The future of learning may be long-distance, but for now, these courses are not-for-credit and do not entail registering with the University.

Nesson says that tying a Harvard certification to on-line educational offerings would be "a big risk"--one he doesn't intend to take.

"We are operating with the Provost's [Harvey V. Fineberg '67] warning in mind," Nesson says. "We don't want to damage the Harvard name by associating it with on-line product."

The University may be justifiably concerned about faculty making courses publicly available on the Web.

Jonathan L. Zittrain, the center's executive director and an HLS lecturer, explains that the Harvard administration has "gotten worried over ownership issues."

Among the courses being offered through the center this semester are "Homer's Poetic Justice," taught by Jones Professor of Classical Greek Literature Gregory Nagy, and "Privacy in Cyberspace" with Bromley Professor of Law Arthur R. Miller.

The center is calling each course a "lecture and discussion series" so that they will not be mistaken for real Harvard classes.

The Wonders of Open Code

One of the distinctive features of the center's academic software is its openness, explain Nesson and Zittrain.

To serve its goal of integrating academics and technology, the center has developed a "rotisserie model" for conducting on-line discussions and promoting interaction over the Web. Rotisserie essentially means that center affiliates can add their own input to the site and have its displayed.

The center's educational software is non-proprietary, meaning that users of the center's Web sites can change the actual programming of educational software downloaded in order to make them better serve their needs.

Nesson describes the focal point of the open code work, a plan to create an "H2O" consortium that would "benefit from a commons of open code teaching and learning tools."

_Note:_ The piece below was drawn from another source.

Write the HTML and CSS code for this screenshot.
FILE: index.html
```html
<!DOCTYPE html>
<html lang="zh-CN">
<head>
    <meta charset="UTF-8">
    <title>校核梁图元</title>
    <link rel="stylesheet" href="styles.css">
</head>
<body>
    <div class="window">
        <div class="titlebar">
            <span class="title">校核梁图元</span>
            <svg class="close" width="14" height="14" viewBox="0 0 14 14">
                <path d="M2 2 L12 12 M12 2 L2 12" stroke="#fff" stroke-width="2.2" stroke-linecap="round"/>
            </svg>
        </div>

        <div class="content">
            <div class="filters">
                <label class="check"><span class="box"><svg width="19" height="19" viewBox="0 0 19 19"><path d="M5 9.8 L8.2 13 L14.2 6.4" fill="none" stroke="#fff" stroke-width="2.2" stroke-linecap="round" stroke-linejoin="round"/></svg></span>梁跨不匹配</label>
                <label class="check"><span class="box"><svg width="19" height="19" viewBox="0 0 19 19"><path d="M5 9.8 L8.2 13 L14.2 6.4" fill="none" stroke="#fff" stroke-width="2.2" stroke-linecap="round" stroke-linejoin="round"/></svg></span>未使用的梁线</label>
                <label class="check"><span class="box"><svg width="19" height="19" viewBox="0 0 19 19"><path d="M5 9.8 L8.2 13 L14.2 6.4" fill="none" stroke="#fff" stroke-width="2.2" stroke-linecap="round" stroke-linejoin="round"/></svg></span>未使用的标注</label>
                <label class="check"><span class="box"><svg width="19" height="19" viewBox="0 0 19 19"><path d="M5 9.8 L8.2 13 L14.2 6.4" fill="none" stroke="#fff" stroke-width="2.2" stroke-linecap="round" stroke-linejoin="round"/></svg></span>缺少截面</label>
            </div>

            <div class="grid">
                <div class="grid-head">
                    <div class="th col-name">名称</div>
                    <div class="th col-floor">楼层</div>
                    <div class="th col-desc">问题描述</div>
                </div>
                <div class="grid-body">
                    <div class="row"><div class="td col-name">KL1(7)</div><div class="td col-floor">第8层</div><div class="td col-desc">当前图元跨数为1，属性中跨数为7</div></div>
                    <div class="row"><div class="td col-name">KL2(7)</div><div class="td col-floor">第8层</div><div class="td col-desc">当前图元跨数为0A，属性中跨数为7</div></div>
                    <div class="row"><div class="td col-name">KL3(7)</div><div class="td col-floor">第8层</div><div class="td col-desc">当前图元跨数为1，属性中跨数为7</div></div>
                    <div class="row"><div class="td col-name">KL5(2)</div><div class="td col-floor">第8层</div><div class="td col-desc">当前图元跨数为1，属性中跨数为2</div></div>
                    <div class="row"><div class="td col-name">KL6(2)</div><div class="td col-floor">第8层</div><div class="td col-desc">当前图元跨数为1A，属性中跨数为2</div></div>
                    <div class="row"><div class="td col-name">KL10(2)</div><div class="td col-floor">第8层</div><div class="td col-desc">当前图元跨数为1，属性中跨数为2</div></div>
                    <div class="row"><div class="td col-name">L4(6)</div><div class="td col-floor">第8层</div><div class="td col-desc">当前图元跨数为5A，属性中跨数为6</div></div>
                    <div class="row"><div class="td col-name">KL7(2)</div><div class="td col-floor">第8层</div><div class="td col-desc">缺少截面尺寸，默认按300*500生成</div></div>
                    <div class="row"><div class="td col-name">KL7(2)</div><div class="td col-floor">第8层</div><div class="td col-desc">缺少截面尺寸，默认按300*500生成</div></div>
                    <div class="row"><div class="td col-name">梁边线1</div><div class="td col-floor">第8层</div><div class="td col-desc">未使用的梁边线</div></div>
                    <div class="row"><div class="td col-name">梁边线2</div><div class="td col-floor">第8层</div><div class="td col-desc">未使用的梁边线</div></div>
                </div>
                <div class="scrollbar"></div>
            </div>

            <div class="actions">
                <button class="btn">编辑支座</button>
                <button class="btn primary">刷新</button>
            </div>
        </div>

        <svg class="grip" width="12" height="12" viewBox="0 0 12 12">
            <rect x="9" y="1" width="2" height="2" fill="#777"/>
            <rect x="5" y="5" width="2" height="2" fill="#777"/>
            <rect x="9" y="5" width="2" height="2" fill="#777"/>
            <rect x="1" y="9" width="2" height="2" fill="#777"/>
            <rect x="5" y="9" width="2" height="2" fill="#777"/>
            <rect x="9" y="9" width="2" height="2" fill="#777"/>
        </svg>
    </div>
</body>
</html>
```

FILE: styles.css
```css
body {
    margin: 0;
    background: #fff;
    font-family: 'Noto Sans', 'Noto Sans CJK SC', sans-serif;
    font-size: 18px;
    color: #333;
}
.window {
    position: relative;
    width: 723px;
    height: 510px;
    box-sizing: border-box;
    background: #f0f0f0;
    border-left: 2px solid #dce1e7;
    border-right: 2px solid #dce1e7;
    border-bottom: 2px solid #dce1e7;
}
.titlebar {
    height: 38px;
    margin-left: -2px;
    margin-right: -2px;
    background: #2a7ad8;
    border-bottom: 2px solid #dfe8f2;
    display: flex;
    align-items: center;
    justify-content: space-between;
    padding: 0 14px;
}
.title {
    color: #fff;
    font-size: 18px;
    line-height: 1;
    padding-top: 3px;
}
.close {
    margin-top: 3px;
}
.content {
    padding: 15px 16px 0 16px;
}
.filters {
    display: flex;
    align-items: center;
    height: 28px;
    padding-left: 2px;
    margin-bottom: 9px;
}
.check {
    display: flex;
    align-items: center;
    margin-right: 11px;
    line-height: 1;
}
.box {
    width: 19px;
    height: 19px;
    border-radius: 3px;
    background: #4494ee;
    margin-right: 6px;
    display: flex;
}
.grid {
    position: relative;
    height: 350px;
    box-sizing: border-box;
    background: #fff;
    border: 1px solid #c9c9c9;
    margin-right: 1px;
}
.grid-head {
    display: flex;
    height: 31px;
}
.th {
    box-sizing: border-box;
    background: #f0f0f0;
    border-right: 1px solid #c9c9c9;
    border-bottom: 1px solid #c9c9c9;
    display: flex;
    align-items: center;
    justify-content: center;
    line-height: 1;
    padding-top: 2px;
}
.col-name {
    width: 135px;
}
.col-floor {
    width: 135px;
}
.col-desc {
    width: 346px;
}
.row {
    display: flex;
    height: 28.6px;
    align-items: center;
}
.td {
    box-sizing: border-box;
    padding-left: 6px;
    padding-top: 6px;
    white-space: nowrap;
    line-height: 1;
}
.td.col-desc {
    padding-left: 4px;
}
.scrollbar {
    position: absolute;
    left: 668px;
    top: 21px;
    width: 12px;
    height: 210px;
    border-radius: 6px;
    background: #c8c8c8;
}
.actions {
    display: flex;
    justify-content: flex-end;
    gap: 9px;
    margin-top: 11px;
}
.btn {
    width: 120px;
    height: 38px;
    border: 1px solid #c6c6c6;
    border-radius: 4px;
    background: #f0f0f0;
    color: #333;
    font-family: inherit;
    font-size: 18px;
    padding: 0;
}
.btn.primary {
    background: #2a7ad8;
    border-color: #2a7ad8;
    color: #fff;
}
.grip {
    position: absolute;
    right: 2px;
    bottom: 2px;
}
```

The water metaphor illustrates the ease of flow and transparency that Nesson identifies with open code.

In a recent e-mail message to legal and Internet scholars across the country, Nesson, Zittrain and Berkman Professor of Entrepreneurial Legal Studies Lawrence Lessig laid out their vision of the Internet's potential for revolutionizing education.

"The Net offers amazing prospects for transforming the way we teach, both adjunct to physical-world classrooms and in its own right as a teaching medium," the message read.

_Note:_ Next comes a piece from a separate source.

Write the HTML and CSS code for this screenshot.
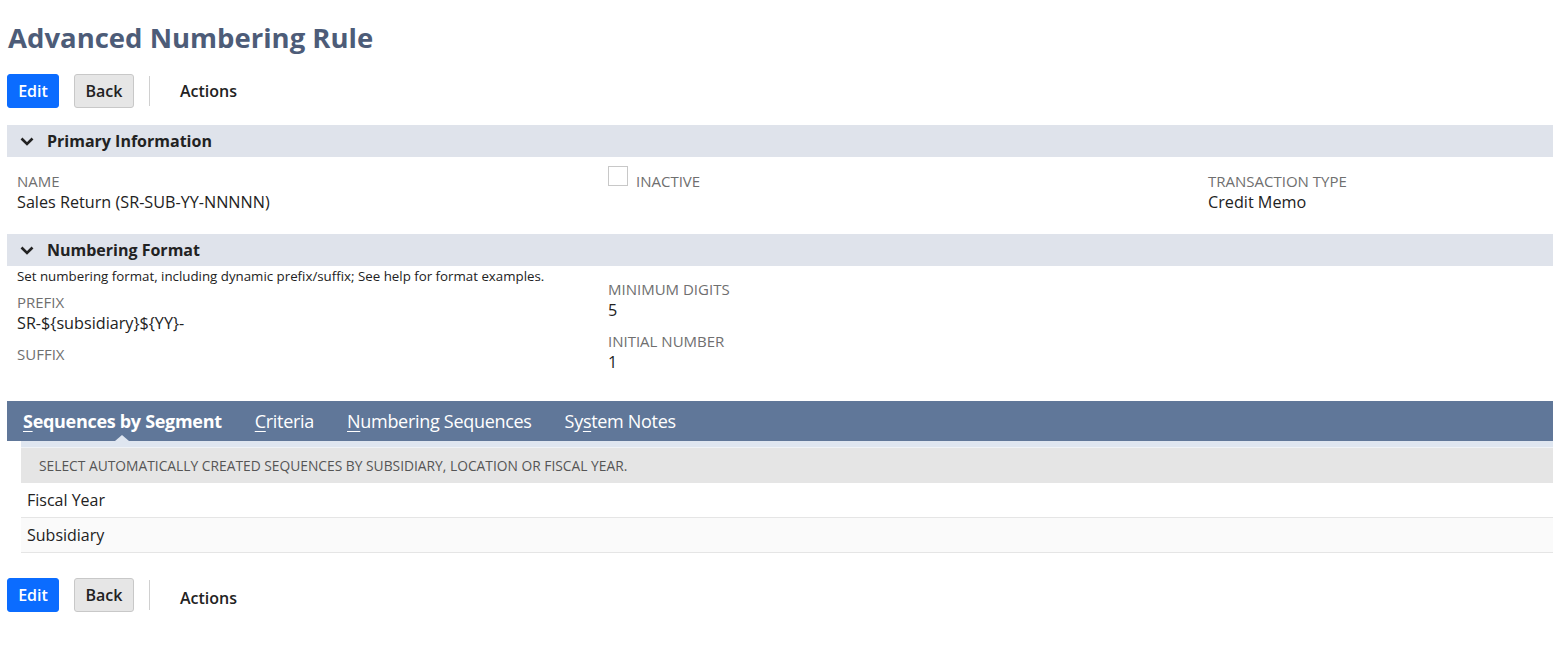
FILE: index.html
```html
<!DOCTYPE html>
<html lang="en">
<head>
    <meta charset="UTF-8">
    <title>Advanced Numbering Rule</title>
    <link rel="stylesheet" href="styles.css">
</head>
<body>
    <h1 class="page-title">Advanced Numbering Rule</h1>

    <div class="button-bar">
        <button class="btn btn-primary">Edit</button>
        <button class="btn btn-secondary">Back</button>
        <span class="divider"></span>
        <span class="actions">Actions</span>
    </div>

    <div class="section-header">
        <svg class="chevron" viewBox="0 0 14 9" width="14" height="9"><path d="M1.5 1.5 L7 7 L12.5 1.5" fill="none" stroke="#222" stroke-width="2.6"/></svg>
        <span>Primary Information</span>
    </div>
    <div class="field-grid primary">
        <div class="field">
            <div class="label">NAME</div>
            <div class="value">Sales Return (SR-SUB-YY-NNNNN)</div>
        </div>
        <div class="field checkbox-field">
            <span class="checkbox"></span>
            <span class="label">INACTIVE</span>
        </div>
        <div class="field">
            <div class="label">TRANSACTION TYPE</div>
            <div class="value">Credit Memo</div>
        </div>
    </div>

    <div class="section-header second">
        <svg class="chevron" viewBox="0 0 14 9" width="14" height="9"><path d="M1.5 1.5 L7 7 L12.5 1.5" fill="none" stroke="#222" stroke-width="2.6"/></svg>
        <span>Numbering Format</span>
    </div>
    <div class="field-grid format">
        <div class="col">
            <div class="help-text">Set numbering format, including dynamic prefix/suffix; See help for format examples.</div>
            <div class="field">
                <div class="label">PREFIX</div>
                <div class="value">SR-${subsidiary}${YY}-</div>
            </div>
            <div class="field">
                <div class="label">SUFFIX</div>
                <div class="value"></div>
            </div>
        </div>
        <div class="col col-offset">
            <div class="field">
                <div class="label">MINIMUM DIGITS</div>
                <div class="value">5</div>
            </div>
            <div class="field">
                <div class="label">INITIAL NUMBER</div>
                <div class="value">1</div>
            </div>
        </div>
    </div>

    <div class="tab-bar">
        <span class="tab active"><u>S</u>equences by Segment</span>
        <span class="tab"><u>C</u>riteria</span>
        <span class="tab"><u>N</u>umbering Sequences</span>
        <span class="tab">Sy<u>s</u>tem Notes</span>
    </div>
    <div class="tab-content">
        <div class="tab-strip"></div>
        <div class="list-header">SELECT AUTOMATICALLY CREATED SEQUENCES BY SUBSIDIARY, LOCATION OR FISCAL YEAR.</div>
        <div class="list-row">Fiscal Year</div>
        <div class="list-row alt">Subsidiary</div>
    </div>

    <div class="button-bar bottom">
        <button class="btn btn-primary">Edit</button>
        <button class="btn btn-secondary">Back</button>
        <span class="divider"></span>
        <span class="actions">Actions</span>
    </div>
</body>
</html>
```

FILE: styles.css
```css
body {
    margin: 0;
    padding: 0 0 0 7px;
    font-family: "Open Sans", Arial, sans-serif;
    color: #222;
    background: white;
}
.page-title {
    margin: 0;
    padding: 20px 0 0 1px;
    height: 54px;
    box-sizing: border-box;
    font-size: 27.5px;
    font-weight: 700;
    color: #4d5c78;
    line-height: 36px;
}
.button-bar {
    display: flex;
    align-items: center;
    height: 34px;
    margin-top: 20px;
}
.button-bar.bottom { margin-top: 25px; }
.button-bar.bottom .actions { padding-top: 6px; }
.btn {
    height: 34px;
    border-radius: 3px;
    font-family: "Open Sans", Arial, sans-serif;
    font-size: 16px;
    font-weight: 600;
    padding: 0 10px;
    margin-right: 15px;
    cursor: pointer;
}
.btn-primary {
    background: #0b6cff;
    border: 1px solid #0b6cff;
    color: white;
    width: 52px;
}
.btn-secondary {
    background: #e6e6e6;
    border: 1px solid #c8c8c8;
    color: #222;
    width: 60px;
}
.divider {
    width: 1px;
    height: 30px;
    background: #d0d0d0;
}
.actions {
    margin-left: 30px;
    font-size: 16px;
    font-weight: 600;
    color: #222;
}
.section-header {
    display: flex;
    align-items: center;
    height: 32px;
    margin-top: 17px;
    background: #dfe3eb;
    font-size: 16px;
    font-weight: 700;
    color: #222;
}
.section-header.second { margin-top: 11px; }
.chevron { margin: 0 13px 0 13px; }
.field-grid {
    display: grid;
    grid-template-columns: 591px 600px 1fr;
    padding-left: 10px;
}
.field-grid.primary { padding-top: 14px; }
.field-grid.format { grid-template-columns: 591px 1fr; }
.col-offset { padding-top: 13px; }
.field { margin-bottom: 10px; }
.label {
    font-size: 15px;
    color: #6f6f6f;
    line-height: 20px;
}
.value {
    font-size: 16.2px;
    color: #222;
    line-height: 22px;
}
.checkbox-field {
    display: flex;
    align-items: flex-start;
}
.checkbox {
    width: 20px;
    height: 20px;
    border: 1px solid #c8c8c8;
    box-sizing: border-box;
    margin: -5px 8px 0 0;
}
.help-text {
    font-size: 13.3px;
    color: #222;
    padding-top: 1px;
    line-height: 18px;
    margin-bottom: 7px;
    white-space: nowrap;
}
.field-grid.format .field:last-child { margin-bottom: 0; }
.tab-bar {
    display: flex;
    align-items: center;
    height: 40px;
    margin-top: 28px;
    background: #607799;
    padding-left: 16px;
}
.tab {
    font-size: 18px;
    color: white;
    margin-right: 33px;
    letter-spacing: -0.3px;
    position: relative;
    line-height: 40px;
}
.tab.active { font-weight: 700; }
.tab.active::after {
    content: "";
    position: absolute;
    left: 50%;
    bottom: 0;
    margin-left: -7px;
    border-left: 7px solid transparent;
    border-right: 7px solid transparent;
    border-bottom: 6px solid #dfe6f0;
}
.tab u { text-decoration-thickness: 1px; text-underline-offset: 3px; }
.tab-content { margin-left: 14px; }
.tab-strip {
    height: 6px;
    background: #dfe6f0;
    border-bottom: 1px solid #f0f3f7;
}
.list-header {
    height: 35px;
    line-height: 35px;
    background: #e5e5e5;
    font-size: 13.8px;
    color: #555;
    padding-left: 18px;
}
.list-row {
    height: 34px;
    line-height: 34px;
    font-size: 16px;
    color: #222;
    padding-left: 6px;
    border-bottom: 1px solid #e5e5e5;
    background: white;
}
.list-row.alt { background: #fafafa; }
```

Recipients of the e-mail have been invited to a conference on May 20 at which the formation of a new non-profit organization will be discussed.

The message states that "membership and leadership [of the new organization will be] open to all individuals, research centers, and universities who wish to contribute to its vision and/or actively sponsor the development of open software for pedagogy."

Other Priorities

Along with open code, Nesson lists open content, open governance, security and open commerce as the center's chief areas of research.

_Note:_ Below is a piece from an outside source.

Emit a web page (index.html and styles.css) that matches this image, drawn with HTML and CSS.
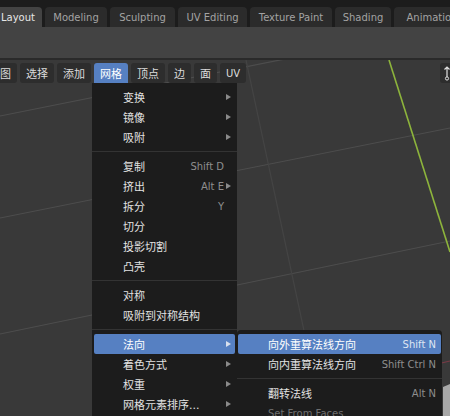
FILE: index.html
```html
<!DOCTYPE html>
<html>
<head>
<meta charset="utf-8">
<link rel="stylesheet" href="styles.css">
</head>
<body>
<div class="tabs">
  <div class="tab active w-layout">Layout</div>
  <div class="tab w-modeling">Modeling</div>
  <div class="tab w-sculpting">Sculpting</div>
  <div class="tab w-uv">UV Editing</div>
  <div class="tab w-texture">Texture Paint</div>
  <div class="tab w-shading">Shading</div>
  <div class="tab w-animation">Animation</div>
</div>
<div class="topbar"></div>
<div class="viewport">
  <svg class="grid" width="450" height="356" viewBox="0 60 450 356">
    <line x1="0" y1="116" x2="450" y2="26" class="gl"/>
    <line x1="0" y1="218" x2="450" y2="128" class="gl"/>
    <line x1="0" y1="334" x2="450" y2="241" class="gl"/>
    <line x1="246" y1="60" x2="306" y2="340" class="gl faint"/>
    <line x1="450" y1="361" x2="200" y2="420" class="xaxis"/>
    <line x1="389" y1="60" x2="450" y2="252" class="yaxis"/>
    <polygon points="443,387 450,384 450,416 443,416" class="obj"/>
  </svg>
  <div class="toolbar">
    <div class="btn">视图</div>
    <div class="btn">选择</div>
    <div class="btn">添加</div>
    <div class="btn on">网格</div>
    <div class="btn">顶点</div>
    <div class="btn">边</div>
    <div class="btn">面</div>
    <div class="btn latin">UV</div>
  </div>
  <div class="gizmo">
    <svg width="12" height="16" viewBox="0 0 12 16">
      <path d="M6 2 L6 12 M3.5 4.5 L6 2 L8.5 4.5" fill="none" stroke="#e0e0e0" stroke-width="1.2"/>
      <circle cx="6" cy="13.5" r="1.6" fill="none" stroke="#e0e0e0" stroke-width="1"/>
    </svg>
  </div>
</div>

<div class="menu">
  <div class="item"><span class="lbl">变换</span><span class="sc"></span><span class="arr"></span></div>
  <div class="item"><span class="lbl">镜像</span><span class="sc"></span><span class="arr"></span></div>
  <div class="item"><span class="lbl">吸附</span><span class="sc"></span><span class="arr"></span></div>
  <div class="sep"></div>
  <div class="item"><span class="lbl">复制</span><span class="sc">Shift D</span><span class="noarr"></span></div>
  <div class="item"><span class="lbl">挤出</span><span class="sc">Alt E</span><span class="arr"></span></div>
  <div class="item"><span class="lbl">拆分</span><span class="sc">Y</span><span class="noarr"></span></div>
  <div class="item"><span class="lbl">切分</span><span class="sc"></span><span class="noarr"></span></div>
  <div class="item"><span class="lbl">投影切割</span><span class="sc"></span><span class="noarr"></span></div>
  <div class="item"><span class="lbl">凸壳</span><span class="sc"></span><span class="noarr"></span></div>
  <div class="sep"></div>
  <div class="item"><span class="lbl">对称</span><span class="sc"></span><span class="noarr"></span></div>
  <div class="item"><span class="lbl">吸附到对称结构</span><span class="sc"></span><span class="noarr"></span></div>
  <div class="sep"></div>
  <div class="item hl"><span class="lbl">法向</span><span class="sc"></span><span class="arr"></span></div>
  <div class="item"><span class="lbl">着色方式</span><span class="sc"></span><span class="arr"></span></div>
  <div class="item"><span class="lbl">权重</span><span class="sc"></span><span class="arr"></span></div>
  <div class="item"><span class="lbl">网格元素排序...</span><span class="sc"></span><span class="arr"></span></div>
</div>

<div class="submenu">
  <div class="item hl"><span class="lbl">向外重算法线方向</span><span class="sc">Shift N</span></div>
  <div class="item"><span class="lbl">向内重算法线方向</span><span class="sc">Shift Ctrl N</span></div>
  <div class="sep"></div>
  <div class="item"><span class="lbl">翻转法线</span><span class="sc">Alt N</span></div>
  <div class="item dis"><span class="lbl latin">Set From Faces</span><span class="sc"></span></div>
</div>
</body>
</html>
```

FILE: styles.css
```css
html, body {
  margin: 0;
  padding: 0;
}
body {
  width: 450px;
  height: 416px;
  overflow: hidden;
  position: relative;
  background: #393939;
  font-family: "DejaVu Sans", "Noto Sans CJK SC", sans-serif;
  font-size: 10px;
  color: #e2e2e2;
}

.tabs {
  height: 27px;
  background: #1c1c1c;
  display: flex;
  align-items: flex-end;
  gap: 3px;
  margin-left: -6px;
  overflow: hidden;
  white-space: nowrap;
}
.tab {
  flex: none;
  height: 20px;
  background: #2b2b2b;
  color: #a3a3a3;
  border-radius: 4px 4px 0 0;
  display: flex;
  align-items: center;
  justify-content: center;
}
.tab.active {
  background: #434343;
  color: #e6e6e6;
}
.w-layout { width: 48px; }
.w-modeling { width: 62px; }
.w-sculpting { width: 65px; }
.w-uv { width: 69px; }
.w-texture { width: 82px; }
.w-shading { width: 56px; }
.w-animation { width: 76px; }

.topbar {
  height: 31px;
  background: #434343;
  border-bottom: 2px solid #2a2a2a;
}

.viewport {
  position: relative;
  height: 356px;
  background: #393939;
}
.grid {
  position: absolute;
  left: 0;
  top: 0;
}
.gl {
  stroke: #4d4d4d;
  stroke-width: 1.2;
}
.gl.faint {
  stroke: #444444;
}
.xaxis {
  stroke: #7a3a46;
  stroke-width: 1.2;
}
.yaxis {
  stroke: #8db43c;
  stroke-width: 1.6;
}
.obj {
  fill: #a8a8a8;
}

.toolbar {
  position: relative;
  display: flex;
  gap: 3px;
  margin-left: -17px;
  padding-top: 3px;
}
.btn {
  flex: none;
  height: 20px;
  padding: 0 6px;
  background: #2d2d2d;
  border-radius: 3px;
  display: flex;
  align-items: center;
  font-size: 11px;
  color: #dcdcdc;
}
.btn.latin {
  font-size: 10px;
  padding: 0 6px;
}
.btn.on {
  background: #5680c2;
  color: #ffffff;
  border-radius: 3px 3px 0 0;
}

.gizmo {
  position: absolute;
  left: 440px;
  top: 3px;
  width: 22px;
  height: 20px;
  background: #2d2d2d;
  border-radius: 3px;
  display: flex;
  align-items: center;
  padding-left: 1px;
}

.menu {
  position: absolute;
  left: 92px;
  top: 83px;
  width: 145px;
  bottom: 0;
  background: #1c1c1c;
  padding-top: 4px;
  box-sizing: border-box;
}
.submenu {
  position: absolute;
  left: 237px;
  top: 330px;
  width: 205px;
  bottom: 0;
  background: #1c1c1c;
  padding-top: 4px;
  box-sizing: border-box;
  border-radius: 4px 4px 0 0;
}
.item {
  height: 20px;
  display: flex;
  align-items: center;
  padding: 0 4px 0 29px;
  margin: 0 2px;
  border-radius: 2px;
}
.submenu .item {
  margin: 0 1px;
  padding: 0 5px 0 30px;
}
.item.hl {
  background: #5680c2;
  color: #ffffff;
}
.lbl {
  font-size: 11px;
  flex: 1;
  white-space: nowrap;
}
.lbl.latin {
  font-size: 10px;
}
.sc {
  color: #8e8e8e;
  white-space: nowrap;
}
.item.hl .sc {
  color: #dfe6f2;
}
.item.dis .lbl {
  color: #6e6e6e;
}
.arr, .noarr {
  width: 5px;
  height: 6px;
  margin-left: 2px;
  box-sizing: border-box;
}
.arr {
  border-left: 5px solid #8a8a8a;
  border-top: 3px solid transparent;
  border-bottom: 3px solid transparent;
}
.item.hl .arr {
  border-left-color: #d8e0ee;
}
.sep {
  height: 9px;
  display: flex;
  align-items: center;
}
.sep::before {
  content: "";
  display: block;
  width: 100%;
  height: 1px;
  background: #333333;
}
```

Nesson says content issues lie within Lessig's domain at the center, as Lessig specializes in the field of intellectual property rights.

The primary example of the center's content work is its involvement in a lawsuit filed on behalf of Eldritch Press, an on-line provider of scholarly texts and classic works.

According to Zittrain, who joined Nesson, Lessig and two Boston attorneys in signing the Eldritch filing, the case is "about openness" and is being discussed on-line thanks to open code.

The "open governance" component of the center deals with the regulation of domain names--Web site addresses--around the world that are all currently entrusted to a non-profit company known as ICANN.

Zittrain says the center is preparing a study that outlines how ICANN might become subject to oversight by Internet users.

On the security front, Nesson distinguishes three different levels of concerns.

At the personal level, the center is investigating ways to protect individual privacy in network environments.

To address corporate interests, Berkman researchers are focusing on the demands of adjusting to an increasingly open business climate on the Web, especially for companies accustomed to operating under a veil of secrecy.

In the realm of national security, the center is planning initiatives to limit America's exposure to Internet terrorists.

Nesson explains that as the "leader in technology, we've built our own economy more on technology than anyone else, so to the extent that the Internet is vulnerable, we are very vulnerable."

Finally, the open commerce focus of the center relates to the development of trade on the Web.

"We're furthest behind on that," Nesson admits, but he offers the idea of a joint program between the Berkman Center and Jamaica as an example of how the Net might help boost the economies of developing nations.